Fly Log Streams are now a lot sturdier

We recently did some work on our internal NATS cluster to make Fly log streams more reliable. Read on for the full story!

Background

The Fly Log Shipper is an app that reads in a stream of your organization’s app logs and ships them to another configurable destination. This is our recommended way to forward app logs to another provider, or even to a self-hosted log-storage app where you can customize your logging setup however you wish.

Under the hood, the log stream that powers the Fly Log Shipper is built on top of open-source NATS (the Neural Autonomic Transport System). We built a custom NATS proxy within the Machines API that sets up an org-scoped subscription using Fly.io credentials and passes all messages along to the connected client. You can connect any standard NATS client to our proxy to stream logs, even the NATS CLI:

nats sub --user $ORG --password "$(fly auth token)" --server=nats://_api.internal:4223 'logs.>'

We use this same log-streaming pipeline to stream ‘Live Logs’ in the dashboard and fly logs in flyctl.

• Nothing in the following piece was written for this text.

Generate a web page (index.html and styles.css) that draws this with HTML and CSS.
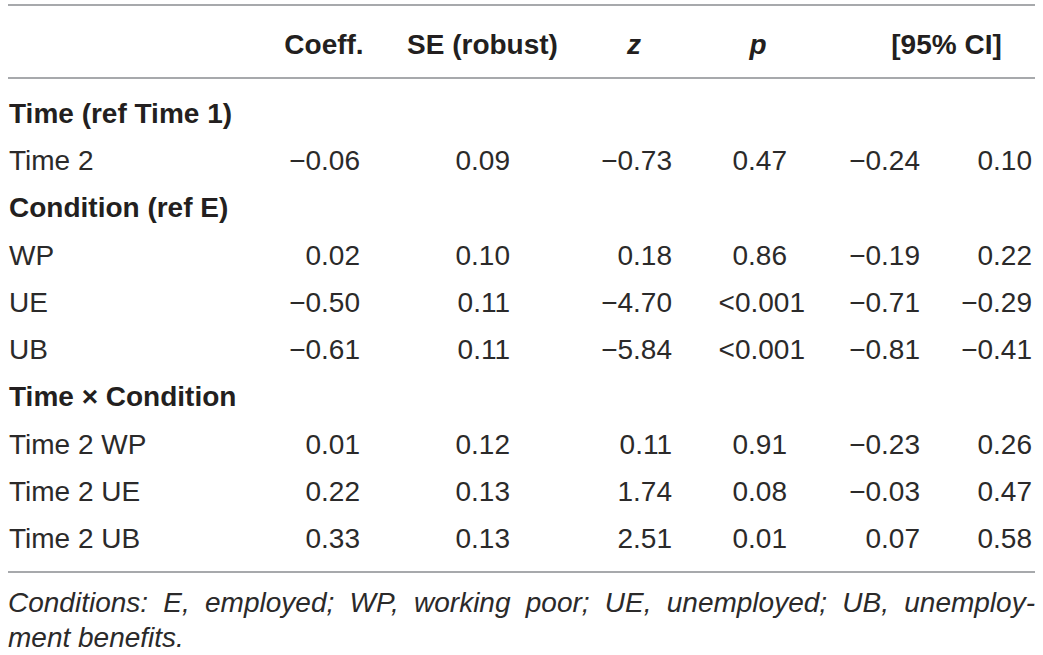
FILE: index.html
```html
<!DOCTYPE html>
<html lang="en">
  <head>
    <meta charset="UTF-8" />
    <meta name="viewport" content="width=device-width, initial-scale=1.0" />
    <title>Table</title>
    <link rel="stylesheet" href="styles.css">
  </head>
  <body>
    <table class="tabel">
      <colgroup>
        <col class="c-label" />
        <col class="c-coef" />
        <col class="c-se" />
        <col class="c-z" />
        <col class="c-p" />
        <col class="c-lo" />
        <col class="c-hi" />
      </colgroup>
      <thead>
        <tr>
          <th></th>
          <th>Coeff.</th>
          <th>SE (robust)</th>
          <th><i>z</i></th>
          <th><i>p</i></th>
          <th colspan="2" class="ci">[95% CI]</th>
        </tr>
      </thead>
      <tbody>
        <tr class="gruppe forste">
          <td colspan="7">Time (ref Time 1)</td>
        </tr>
        <tr>
          <td>Time 2</td>
          <td>−0.06</td>
          <td>0.09</td>
          <td>−0.73</td>
          <td class="kort">0.47</td>
          <td>−0.24</td>
          <td>0.10</td>
        </tr>
        <tr class="gruppe">
          <td colspan="7">Condition (ref E)</td>
        </tr>
        <tr>
          <td>WP</td>
          <td>0.02</td>
          <td>0.10</td>
          <td>0.18</td>
          <td class="kort">0.86</td>
          <td>−0.19</td>
          <td>0.22</td>
        </tr>
        <tr>
          <td>UE</td>
          <td>−0.50</td>
          <td>0.11</td>
          <td>−4.70</td>
          <td>&lt;0.001</td>
          <td>−0.71</td>
          <td>−0.29</td>
        </tr>
        <tr>
          <td>UB</td>
          <td>−0.61</td>
          <td>0.11</td>
          <td>−5.84</td>
          <td>&lt;0.001</td>
          <td>−0.81</td>
          <td>−0.41</td>
        </tr>
        <tr class="gruppe">
          <td colspan="7">Time × Condition</td>
        </tr>
        <tr>
          <td>Time 2 WP</td>
          <td>0.01</td>
          <td>0.12</td>
          <td>0.11</td>
          <td class="kort">0.91</td>
          <td>−0.23</td>
          <td>0.26</td>
        </tr>
        <tr>
          <td>Time 2 UE</td>
          <td>0.22</td>
          <td>0.13</td>
          <td>1.74</td>
          <td class="kort">0.08</td>
          <td>−0.03</td>
          <td>0.47</td>
        </tr>
        <tr class="sidste">
          <td>Time 2 UB</td>
          <td>0.33</td>
          <td>0.13</td>
          <td>2.51</td>
          <td class="kort">0.01</td>
          <td>0.07</td>
          <td>0.58</td>
        </tr>
      </tbody>
    </table>
    <p class="note">
      <span class="linje1">Conditions: E, employed; WP, working poor; UE, unemployed; UB, unemploy-</span>
      <span class="linje2">ment benefits.</span>
    </p>
  </body>
</html>
```

FILE: styles.css
```css
* {
  box-sizing: border-box;
}
body {
  margin: 0;
  padding: 4px 8px 0;
  background-color: #fff;
  color: #2b2a2a;
  font-family: "Liberation Sans", Arial, sans-serif;
  font-size: 28px;
}

.tabel {
  width: 1027px;
  border-collapse: collapse;
  table-layout: fixed;
}
.c-label {
  width: 242px;
}
.c-coef {
  width: 148px;
}
.c-se {
  width: 169px;
}
.c-z {
  width: 134px;
}
.c-p {
  width: 114px;
}
.c-lo {
  width: 120px;
}
.c-hi {
  width: 100px;
}

thead tr {
  border-top: 2px solid #a7a9ac;
  border-bottom: 2px solid #a7a9ac;
}
th {
  height: 73px;
  padding: 7px 0 0;
  text-align: center;
  font-weight: bold;
  white-space: nowrap;
  color: #231f20;
}
th.ci {
  padding-left: 43px;
}

td {
  height: 47.3px;
  padding: 0;
  text-align: right;
  white-space: nowrap;
}
td:first-child {
  text-align: left;
  padding-left: 1px;
}
td:nth-child(2) {
  padding-right: 38px;
}
td:nth-child(3) {
  padding-right: 57px;
}
td:nth-child(4) {
  padding-right: 29px;
}
td:nth-child(5) {
  padding-right: 10px;
}
td.kort {
  padding-right: 28px;
}
td:nth-child(6) {
  padding-right: 15px;
}
td:nth-child(7) {
  padding-right: 3px;
}

.gruppe td {
  font-weight: bold;
  color: #231f20;
}
.forste td {
  height: 59.3px;
  padding-top: 12px;
}
.sidste {
  border-bottom: 2px solid #a7a9ac;
}
.sidste td {
  height: 56.3px;
  padding-bottom: 9px;
}

.note {
  margin: 0;
  width: 1027px;
  font-style: italic;
  line-height: 35px;
  padding-top: 12px;
}
.linje1 {
  display: block;
  text-align: justify;
  text-align-last: justify;
}
.linje2 {
  display: block;
}
```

Since the NATS cluster is fully distributed across all of our servers, logs stream directly from your app to your client without any extra hops through a centralized log cluster.

This has all worked very well for our platform, and we’ve hardly needed to revisit it since its initial release back in 2021. However, a couple issues with the NATS cluster powering these streams recently demanded our attention.

1. Broken connections between regions

First, we had been receiving intermittent reports of logs missing or suddenly disappearing from NATS streams. Restarting the NATS server on the affected host usually managed to unblock any particular stopped stream, but this whack-a-mole approach was unsustainable and led to a general loss of trust in log delivery (we even posted about redundant logging strategies as a way to guard against log-shipper failures).

After correlating one of these intermittent failures with a period of elevated packet loss in a specific region, we managed to track down and report the specific issue in the upstream NATS server project related to an edge case in the handshake protocol, and the NATS team fixed the issue in less than 24 hours.

2. System-event message storms

Now all we had to do was upgrade NATS to the latest release containing the fix, which led to the next issue. Over the past several months, we had been experiencing increasingly-severe platform-wide ‘NATS brownouts’, or sudden, unexplained spikes in NATS-messaging activity typically correlated with a regional network outage or other networking interruptions. Although these brownouts didn’t typically trigger outages directly, they amplified existing incidents, adding extra noise and network traffic that made it harder to identify a root cause.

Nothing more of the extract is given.